As Fed officials prepare for their first interest-rate-setting meeting of 2016, market turbulence is poised to loom large over the deliberations. In particular, investors will be wondering whether the Fed sees stock market gyrations as simple noise or a harbinger of economic woes to come.

Markets are all but certain that the Fed will hold off on raising rates when members of the Federal Open Markets Committee meet Tuesday and Wednesday. But the Fed’s announcement should shed light on whether it’s still feasible for the Fed to raise benchmark interest rates four times in 2016 as officials had previously expected.

At present, those projections appear optimistic. “The data that will be important to the Fed don’t seem to lead to them following through on their projections,” said Tina Byles Williams, chief investment officer of the FIS Group, which manages $4.5 billion in assets.

Futures markets, too, are dubious. Bets on coming interest rate moves imply just a 1 percent chance that 2016 will see four rate increases, according to data from the Chicago Mercantile Exchange. The Fed’s rate hike in December was the first since 2006, ending an unprecedented stretch of near-zero interest rates.

When it comes to short-lived market events, Fed officials invariably take the long view, emphasizing a “data dependent” approach to assessing the broader course of economic cycles over the day-to-day vicissitudes of stock prices and energy futures.

But when markets scream, Fed officials take note, especially when market moves affect inflation expectations. That was the case for the Fed’s September 2015 statement, which came on the heels of a stock market correction driven — like the most recent declines — by fears that China’s economy could be decelerating more quickly than expected.


“Recent global economic and financial developments may restrain activity somewhat and likely put further downward pressure on inflation near-term,” Fed officials wrote in September. Analysts at Deutsche Bank expect the Fed to include similar language in this week’s monetary-policy statement, striking “a more cautious tone” than December’s upbeat missive, according to a recent note to clients. 

For Fed officials, the biggest economic concerns are global. The twin forces of falling energy prices and rising exchange rates threaten to further dampen U.S. inflation expectations, which have dragged below the Fed’s target of 2 percent for more than 40 straight months.

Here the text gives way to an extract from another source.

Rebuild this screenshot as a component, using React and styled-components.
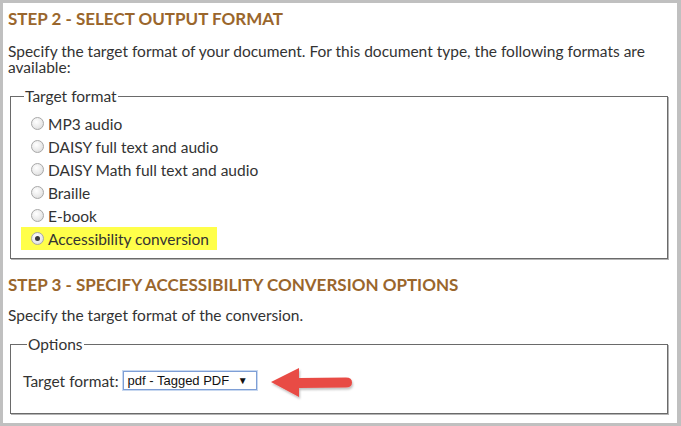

St. Louis Fed chief James Bullard this month warned that oil’s impact on the dollar was “becoming worrisome” for future inflation expectations, despite his contentions that job gains and economic growth in the U.S. would “trump” those headwinds, pushing inflation up sometime in the coming year.

Inflation aside, however, a growing number of global banks have taken 2016’s stock sell-off as a potential bellwether of a coming recession. Last week Bank of America analysts increased their odds of a U.S. recession occurring this year to 1 in 5. “A global growth recession is far from assured, but financial markets seem to be on their way to pricing one in,” analysts at Citigroup wrote.

And although such a downturn remains unlikely, there are concerns that the market’s declines could ripple into the broader economy. “The turbulence in the financial markets is beginning to have an impact on the 'animal spirits,'” said Michael Cheah, an associate professor at New York University School of Professional Studies Center for Global Affairs, who specializes in global finance.

With markets in a state of upheaval and uncertainty, Cheah said, banks and businesses might take a more tempered approach to future spending. “If you’re a bank looking to give loans to an entrepreneur, you might say, 'Let’s not take the risk right now,'” he said.

These kinds of business decisions — together with the so-called wealth effect of affluent stock owners' losing paper money in a market decline — deal a noticeable blow to the economy. A sustained fall of 20 percent in equities markets could push U.S. growth down 2 percent by the end of 2017, analysis conducted by Oxford Economics last week found. Globally, a lengthy market rout could erase 1 percent of expected growth. 

So far, however, Fed officials have placed their faith in an economic expansion that added well over 200,000 jobs a month in 2015. In a speech this month, Atlanta Fed President Dennis Lockhart downplayed concerns that the market’s dips might make economic waves.

“When such volatility develops, I think it's helpful to look at the real economy of the United States — as opposed to the financial economy — and ask if something is fundamentally wrong. Are there serious imbalances that make the broad economy vulnerable to foreign shocks?” Lockhart said. “I don't see that kind of connection in current circumstances.”